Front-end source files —
[Start]

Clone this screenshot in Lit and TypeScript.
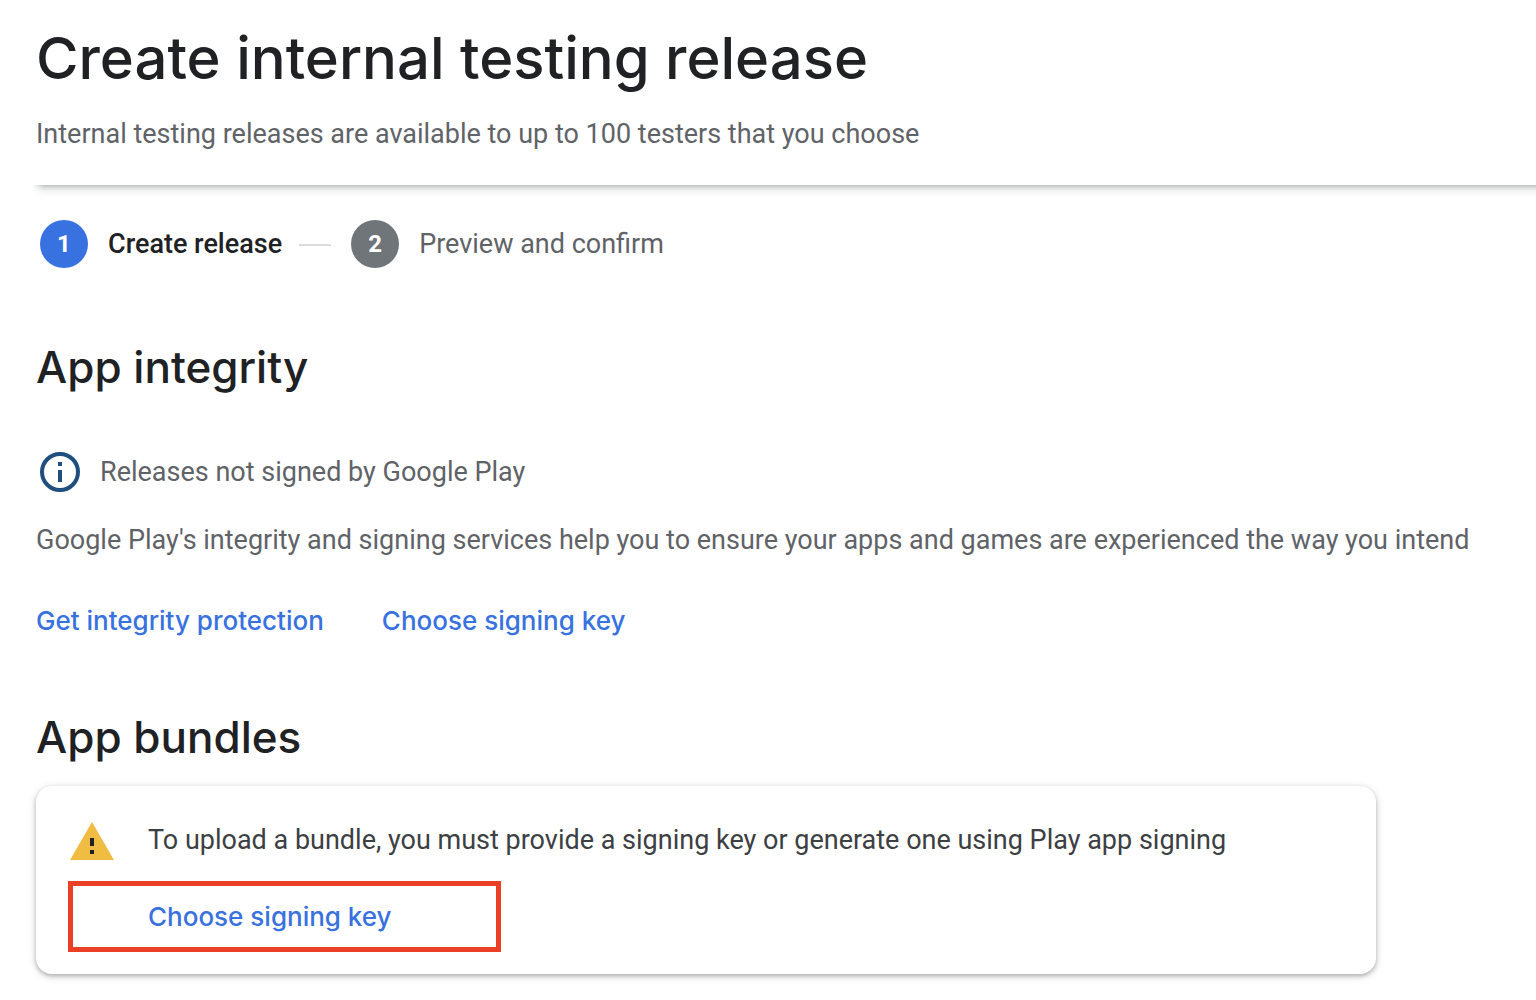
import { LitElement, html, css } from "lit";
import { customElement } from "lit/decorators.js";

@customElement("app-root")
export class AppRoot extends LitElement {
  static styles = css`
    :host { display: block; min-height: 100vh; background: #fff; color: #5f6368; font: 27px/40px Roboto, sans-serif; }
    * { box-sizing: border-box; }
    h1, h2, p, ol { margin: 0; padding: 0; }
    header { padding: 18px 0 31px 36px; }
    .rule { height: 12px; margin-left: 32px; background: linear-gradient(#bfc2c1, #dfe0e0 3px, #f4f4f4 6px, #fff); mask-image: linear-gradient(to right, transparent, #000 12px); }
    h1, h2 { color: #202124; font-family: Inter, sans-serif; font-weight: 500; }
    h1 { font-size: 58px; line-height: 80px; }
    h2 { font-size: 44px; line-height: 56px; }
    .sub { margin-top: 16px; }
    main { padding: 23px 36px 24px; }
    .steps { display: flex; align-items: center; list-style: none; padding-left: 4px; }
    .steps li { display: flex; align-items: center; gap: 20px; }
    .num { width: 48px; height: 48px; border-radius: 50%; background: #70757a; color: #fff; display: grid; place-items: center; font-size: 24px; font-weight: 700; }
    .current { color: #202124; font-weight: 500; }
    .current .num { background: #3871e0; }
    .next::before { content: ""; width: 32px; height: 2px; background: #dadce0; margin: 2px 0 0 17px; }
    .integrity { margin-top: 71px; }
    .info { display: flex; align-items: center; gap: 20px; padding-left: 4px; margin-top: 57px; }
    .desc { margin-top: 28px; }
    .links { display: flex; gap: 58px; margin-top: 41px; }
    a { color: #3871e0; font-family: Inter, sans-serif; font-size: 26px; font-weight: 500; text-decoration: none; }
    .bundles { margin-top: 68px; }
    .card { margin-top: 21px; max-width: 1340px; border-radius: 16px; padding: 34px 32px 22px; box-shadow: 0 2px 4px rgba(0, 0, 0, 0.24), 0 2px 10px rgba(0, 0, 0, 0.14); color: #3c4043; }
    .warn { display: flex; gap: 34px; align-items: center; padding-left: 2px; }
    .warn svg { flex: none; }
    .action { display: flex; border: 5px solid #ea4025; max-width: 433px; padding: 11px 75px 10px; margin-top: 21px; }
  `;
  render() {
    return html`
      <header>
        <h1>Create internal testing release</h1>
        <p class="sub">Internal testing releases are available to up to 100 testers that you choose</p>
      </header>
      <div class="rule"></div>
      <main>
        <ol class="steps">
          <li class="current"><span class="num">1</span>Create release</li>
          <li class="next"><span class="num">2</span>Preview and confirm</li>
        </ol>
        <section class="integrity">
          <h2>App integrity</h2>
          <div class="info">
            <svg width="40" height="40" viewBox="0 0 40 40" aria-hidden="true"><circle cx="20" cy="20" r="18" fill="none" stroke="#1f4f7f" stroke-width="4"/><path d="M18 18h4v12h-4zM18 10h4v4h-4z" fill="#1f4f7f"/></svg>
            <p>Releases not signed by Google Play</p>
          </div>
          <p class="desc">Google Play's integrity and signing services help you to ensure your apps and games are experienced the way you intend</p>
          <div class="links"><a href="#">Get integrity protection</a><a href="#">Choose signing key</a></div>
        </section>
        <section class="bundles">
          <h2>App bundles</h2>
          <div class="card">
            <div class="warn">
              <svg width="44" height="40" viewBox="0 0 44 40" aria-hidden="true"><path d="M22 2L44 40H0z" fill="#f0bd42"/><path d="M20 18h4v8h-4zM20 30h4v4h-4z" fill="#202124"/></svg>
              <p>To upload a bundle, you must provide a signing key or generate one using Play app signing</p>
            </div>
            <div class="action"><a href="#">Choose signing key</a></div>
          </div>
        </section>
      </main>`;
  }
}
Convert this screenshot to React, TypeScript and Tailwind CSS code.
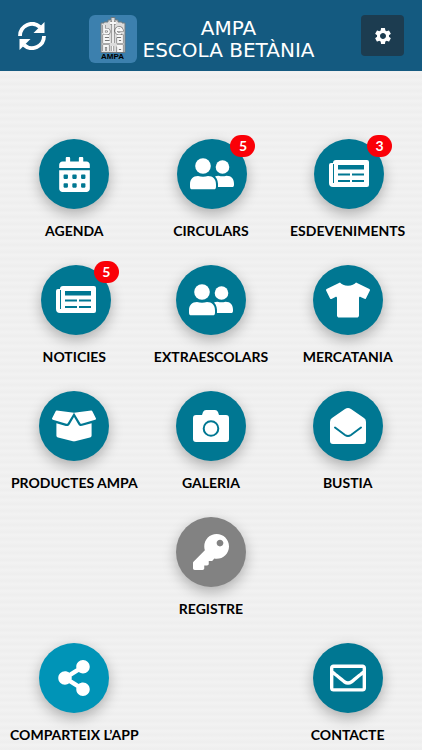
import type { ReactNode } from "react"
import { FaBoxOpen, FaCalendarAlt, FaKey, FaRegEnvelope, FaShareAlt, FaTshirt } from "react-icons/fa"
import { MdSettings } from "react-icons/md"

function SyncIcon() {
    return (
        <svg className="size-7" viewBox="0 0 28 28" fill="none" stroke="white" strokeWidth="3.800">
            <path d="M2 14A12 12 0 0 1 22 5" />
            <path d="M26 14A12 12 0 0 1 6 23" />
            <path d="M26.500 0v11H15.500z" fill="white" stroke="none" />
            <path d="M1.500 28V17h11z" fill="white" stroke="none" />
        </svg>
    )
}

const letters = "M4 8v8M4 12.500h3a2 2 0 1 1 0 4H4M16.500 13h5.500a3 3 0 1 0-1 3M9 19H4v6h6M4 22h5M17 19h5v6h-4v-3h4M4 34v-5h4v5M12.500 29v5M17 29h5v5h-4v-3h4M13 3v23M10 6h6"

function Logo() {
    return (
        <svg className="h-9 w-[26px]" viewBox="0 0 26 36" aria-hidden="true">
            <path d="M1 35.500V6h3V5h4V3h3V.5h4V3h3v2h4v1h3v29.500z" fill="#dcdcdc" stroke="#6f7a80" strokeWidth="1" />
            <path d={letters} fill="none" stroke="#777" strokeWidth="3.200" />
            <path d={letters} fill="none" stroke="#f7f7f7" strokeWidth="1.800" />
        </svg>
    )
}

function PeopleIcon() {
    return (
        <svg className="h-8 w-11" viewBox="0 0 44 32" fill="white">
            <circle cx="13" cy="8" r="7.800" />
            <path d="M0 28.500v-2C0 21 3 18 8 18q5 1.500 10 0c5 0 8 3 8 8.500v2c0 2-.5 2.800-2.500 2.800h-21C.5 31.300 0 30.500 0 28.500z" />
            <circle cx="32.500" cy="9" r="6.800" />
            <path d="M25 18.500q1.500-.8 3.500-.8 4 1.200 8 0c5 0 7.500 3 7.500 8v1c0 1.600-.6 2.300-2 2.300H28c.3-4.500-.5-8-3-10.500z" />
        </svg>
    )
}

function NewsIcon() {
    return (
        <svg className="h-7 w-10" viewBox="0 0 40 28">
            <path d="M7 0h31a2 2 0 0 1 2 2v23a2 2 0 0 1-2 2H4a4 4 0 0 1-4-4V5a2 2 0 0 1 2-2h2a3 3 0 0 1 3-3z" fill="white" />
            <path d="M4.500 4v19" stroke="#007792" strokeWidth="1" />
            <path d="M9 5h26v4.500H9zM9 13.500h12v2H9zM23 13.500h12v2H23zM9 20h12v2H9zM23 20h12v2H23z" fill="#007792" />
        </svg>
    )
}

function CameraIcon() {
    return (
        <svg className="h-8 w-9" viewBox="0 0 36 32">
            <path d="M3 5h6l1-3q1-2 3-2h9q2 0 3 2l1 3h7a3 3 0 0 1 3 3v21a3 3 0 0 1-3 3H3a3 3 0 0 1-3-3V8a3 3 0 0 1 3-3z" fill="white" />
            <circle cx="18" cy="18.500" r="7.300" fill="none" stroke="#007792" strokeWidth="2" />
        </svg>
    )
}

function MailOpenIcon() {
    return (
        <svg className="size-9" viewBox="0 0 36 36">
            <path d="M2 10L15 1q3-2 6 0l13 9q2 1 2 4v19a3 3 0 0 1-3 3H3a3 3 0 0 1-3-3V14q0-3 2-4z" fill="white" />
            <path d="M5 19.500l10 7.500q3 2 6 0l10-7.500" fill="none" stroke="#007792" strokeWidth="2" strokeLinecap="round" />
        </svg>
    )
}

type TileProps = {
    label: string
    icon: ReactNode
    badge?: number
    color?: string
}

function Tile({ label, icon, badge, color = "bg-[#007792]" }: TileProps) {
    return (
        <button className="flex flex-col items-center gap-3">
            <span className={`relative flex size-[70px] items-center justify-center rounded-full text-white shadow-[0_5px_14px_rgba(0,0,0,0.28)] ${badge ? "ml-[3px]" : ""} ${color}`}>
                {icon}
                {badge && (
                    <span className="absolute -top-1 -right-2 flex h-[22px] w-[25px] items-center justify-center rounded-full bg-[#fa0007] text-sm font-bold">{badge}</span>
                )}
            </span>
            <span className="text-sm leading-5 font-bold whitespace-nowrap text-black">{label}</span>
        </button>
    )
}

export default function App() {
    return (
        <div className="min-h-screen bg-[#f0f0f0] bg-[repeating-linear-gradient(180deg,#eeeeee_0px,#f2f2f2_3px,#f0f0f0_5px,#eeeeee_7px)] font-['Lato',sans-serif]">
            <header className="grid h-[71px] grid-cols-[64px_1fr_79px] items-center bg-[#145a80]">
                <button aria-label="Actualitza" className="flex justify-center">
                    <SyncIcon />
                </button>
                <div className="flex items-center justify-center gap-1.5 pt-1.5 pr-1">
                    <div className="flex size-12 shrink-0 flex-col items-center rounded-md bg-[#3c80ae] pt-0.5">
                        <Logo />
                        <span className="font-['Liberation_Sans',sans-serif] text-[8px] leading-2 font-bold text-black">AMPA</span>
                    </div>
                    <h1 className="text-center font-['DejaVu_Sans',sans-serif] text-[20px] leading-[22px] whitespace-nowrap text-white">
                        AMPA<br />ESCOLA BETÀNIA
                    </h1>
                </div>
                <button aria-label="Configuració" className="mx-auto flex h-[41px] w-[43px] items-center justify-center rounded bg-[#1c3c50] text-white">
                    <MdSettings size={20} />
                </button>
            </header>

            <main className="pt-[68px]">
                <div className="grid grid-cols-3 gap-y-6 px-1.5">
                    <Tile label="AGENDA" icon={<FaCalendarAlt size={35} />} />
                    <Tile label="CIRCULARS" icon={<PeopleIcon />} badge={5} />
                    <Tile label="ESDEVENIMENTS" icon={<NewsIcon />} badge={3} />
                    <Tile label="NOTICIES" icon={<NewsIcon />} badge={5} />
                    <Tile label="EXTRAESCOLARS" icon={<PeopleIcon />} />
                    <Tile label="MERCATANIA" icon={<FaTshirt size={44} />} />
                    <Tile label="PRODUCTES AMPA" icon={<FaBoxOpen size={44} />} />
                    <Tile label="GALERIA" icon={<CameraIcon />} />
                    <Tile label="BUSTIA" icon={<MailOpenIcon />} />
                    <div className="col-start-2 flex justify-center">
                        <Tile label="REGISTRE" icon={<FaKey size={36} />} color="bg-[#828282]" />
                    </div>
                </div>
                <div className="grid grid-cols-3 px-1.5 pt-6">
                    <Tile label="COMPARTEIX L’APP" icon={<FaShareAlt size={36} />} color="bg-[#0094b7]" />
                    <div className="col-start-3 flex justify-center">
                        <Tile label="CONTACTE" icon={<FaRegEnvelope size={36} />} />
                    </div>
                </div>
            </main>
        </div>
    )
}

[End]

TASK REQUIREMENTS — Copy each line above where the string "this" occurs.

ANSWER TO THE PROBLEM —
Clone this screenshot in Lit and TypeScript.
Convert this screenshot to React, TypeScript and Tailwind CSS code.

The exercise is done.